The change caused by Title IX generated considerable controversy. Advocates of the old approach to college sports argued that women did not deserve the same resources because their programs did not generate revenue. Some of these fans also noted that there was no women’s equivalent to football, which required the largest number of athletic scholarships of any sport. Supporters of smaller men’s college sports, such as gymnastics and wrestling, feared that the new emphasis on women’s athletics would reduce or eliminate the funding for their programs so that the money can be reallocated to women’s sports.
In the early 21st century, officials in women’s athletics continued to point out that a majority of NCAA schools were failing to meet the standards laid out by Title IX. The Women’s Sports Foundation cites studies showing female college athletes still receive significantly less money than men for athletic scholarships, recruiting, and overall opportunities and resources. A number of lawsuits have been filed on both sides of the issue, and working to interpret the rules and meet the requirements of Title IX remains a large challenge for the NCAA and its member schools.
| E. | Academic Standards |
Another major challenge for the NCAA has been to define the academic eligibility standards for student-athletes, which have been variously criticized as too low or too high. Regulations introduced in the late 1980s and 1990s designed to strengthen these standards were viewed by some as discriminatory, since a large percentage of the players failing to qualify were African American. In an attempt to address these concerns, the NCAA lowered the entrance requirements for incoming freshmen in 2002.

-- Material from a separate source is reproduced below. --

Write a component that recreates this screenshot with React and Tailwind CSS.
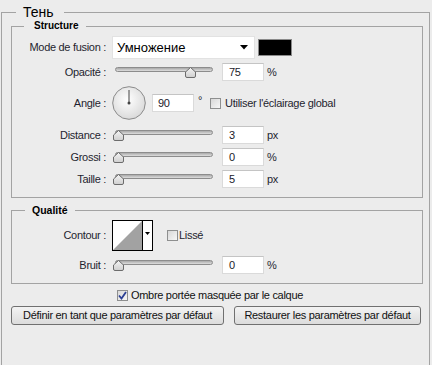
import React from "react";

const font = { fontFamily: '"Liberation Sans", Arial, sans-serif' };

function Slider({ pos }) {
  return (
    <div className="relative w-[104px] h-[18px]">
      <div className="ml-[3px] mt-[4px] w-[98px] h-[5px] rounded-full border border-[#8c8c8c] bg-gradient-to-b from-[#a9a9a9] to-[#dedede]" />
      <svg className="absolute top-[4px]" style={{ left: pos }} width="11" height="11" viewBox="0 0 11 11">
        <defs>
          <linearGradient id="tg" x1="0" y1="0" x2="0" y2="1">
            <stop offset="0" stopColor="#f4f4f4" />
            <stop offset="1" stopColor="#cfcfcf" />
          </linearGradient>
        </defs>
        <path d="M0.5 5 L5.5 0.5 L10.5 5 V9 Q10.5 10.5 9 10.5 H2 Q0.5 10.5 0.5 9 Z" fill="url(#tg)" stroke="#6c6c6c" />
      </svg>
    </div>
  );
}

function Field({ value, pl = "pl-[6px]" }) {
  return (
    <div className={`w-[42px] h-[18px] bg-white border border-[#dadada] border-t-[#c4c4c4] ${pl} flex items-center text-[11px] text-[#1a1a2a]`}>
      {value}
    </div>
  );
}

function Check({ checked }) {
  return (
    <span className="w-[11px] h-[11px] border border-[#8e8f8f] bg-gradient-to-br from-[#d8d8d8] to-[#f7f7f7] flex items-center justify-center shrink-0">
      {checked && (
        <svg width="9" height="9" viewBox="0 0 9 9">
          <path d="M1 4.5 L3.5 7.5 L8 1" fill="none" stroke="#2b3f94" strokeWidth="1.8" />
        </svg>
      )}
    </span>
  );
}

function Label({ children }) {
  return <div className="w-[100px] pr-[6px] text-right text-[11px] text-[#1f1f2f]">{children}</div>;
}

function SliderRow({ label, pos, value, unit, className }) {
  return (
    <div className={`flex items-center h-[18px] ${className}`}>
      <Label>{label}</Label>
      <Slider pos={pos} />
      <div className="ml-[6px]"><Field value={value} /></div>
      <span className="ml-[3px] text-[11px] text-[#1f1f2f]">{unit}</span>
    </div>
  );
}

export default function App() {
  return (
    <div className="w-[432px] h-[365px] overflow-hidden bg-[#ececec] pt-[4px] tracking-[-0.3px]" style={font}>
      <fieldset className="ml-[1px] w-[429px] h-[400px] border border-[#a3a3a3]">
        <legend className="ml-[14px] pl-[7px] pr-[10px] text-[14px] leading-[16px] text-black tracking-normal">Тень</legend>

        {/* Structure */}
        <fieldset className="ml-[9px] w-[412px] border border-[#a3a3a3] pb-[9px]">
          <legend className="ml-[12px] pl-[10px] pr-[8px] text-[10px] leading-[12px] font-bold text-black tracking-normal">Structure</legend>

          <div className="flex items-center h-[23px] mt-[4px]">
            <Label>Mode de fusion :</Label>
            <div className="w-[143px] h-[23px] bg-white border border-[#e2e2e2] flex items-center justify-between pl-[4px] pr-[6px]">
              <span className="text-[13px] text-black tracking-normal">Умножение</span>
              <svg width="8" height="5" viewBox="0 0 8 5"><path d="M0 0 H8 L4 4.5 Z" fill="#000" /></svg>
            </div>
            <div className="ml-[3px] w-[34px] h-[17px] bg-black border border-[#8a8a8a]" />
          </div>

          <SliderRow label="Opacité :" pos={73} value="75" unit="%" className="mt-[4px]" />

          <div className="flex items-center h-[34px] mt-[5px]">
            <Label>Angle :</Label>
            <svg width="34" height="34" viewBox="0 0 34 34">
              <defs>
                <radialGradient id="dg" cx="0.45" cy="0.4" r="0.6">
                  <stop offset="0" stopColor="#ffffff" />
                  <stop offset="1" stopColor="#dadada" />
                </radialGradient>
              </defs>
              <circle cx="17" cy="17" r="16.3" fill="url(#dg)" stroke="#8a8a8a" />
              <line x1="17" y1="17" x2="17" y2="4" stroke="#444" strokeWidth="1" />
              <circle cx="17" cy="17" r="1.5" fill="#444" />
            </svg>
            <div className="ml-[6px]"><Field value="90" pl="pl-[5px]" /></div>
            <span className="ml-[4px] self-start mt-[6px] text-[11px] text-[#1f1f2f]">°</span>
            <span className="ml-[8px]"><Check /></span>
            <span className="ml-[4px] text-[11px] text-[#1f1f2f]">Utiliser l'éclairage global</span>
          </div>

          <SliderRow label="Distance :" pos={1} value="3" unit="px" className="mt-[6px]" />
          <SliderRow label="Grossi :" pos={1} value="0" unit="%" className="mt-[4px]" />
          <SliderRow label="Taille :" pos={1} value="5" unit="px" className="mt-[4px]" />
        </fieldset>

        {/* Qualité */}
        <fieldset className="ml-[9px] mt-[6px] w-[412px] border border-[#a3a3a3] pb-[9px]">
          <legend className="ml-[13px] px-[7px] text-[10.5px] leading-[12px] font-bold text-black tracking-normal">Qualité</legend>

          <div className="flex items-center h-[31px] mt-[4px]">
            <Label>Contour :</Label>
            <div className="w-[41px] h-[31px] border border-black bg-white flex">
              <svg width="29" height="29" viewBox="0 0 29 29" className="shrink-0">
                <path d="M0 29 L29 0 V29 Z" fill="#a2a2a2" />
              </svg>
              <div className="w-[10px] border-l border-black flex items-center justify-center pb-[4px]">
                <svg width="5" height="3" viewBox="0 0 5 3"><path d="M0 0 H5 L2.5 3 Z" fill="#000" /></svg>
              </div>
            </div>
            <span className="ml-[14px]"><Check /></span>
            <span className="ml-[1px] text-[11px] text-[#1f1f2f]">Lissé</span>
          </div>

          <SliderRow label="Bruit :" pos={1} value="0" unit="%" className="mt-[5px]" />
        </fieldset>

        <div className="flex items-center h-[11px] mt-[6px] ml-[115px]">
          <Check checked />
          <span className="ml-[3px] text-[11px] text-[#111]">Ombre portée masquée par le calque</span>
        </div>

        <div className="flex mt-[5px] ml-[9px] gap-[10px]">
          <button className="w-[213px] h-[19px] rounded-[3px] border border-[#707070] bg-gradient-to-b from-[#f3f3f3] to-[#dcdcdc] text-[11px] text-[#111] flex items-center justify-center">
            Définir en tant que paramètres par défaut
          </button>
          <button className="w-[187px] h-[19px] rounded-[3px] border border-[#707070] bg-gradient-to-b from-[#f3f3f3] to-[#dcdcdc] text-[11px] text-[#111] flex items-center justify-center">
            Restaurer les paramètres par défaut
          </button>
        </div>
      </fieldset>
    </div>
  );
}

In recent years the organization has also been forced to confront the low graduation rates among some groups of college athletes, particularly in football and basketball. Surveys have shown that many top football programs have much poorer graduation rates than their student body as a whole, and graduation rates for black athletes are particularly low. In early 2005 the NCAA board of directors passed reforms linking a particular team’s number of scholarships to the graduation rates of its players.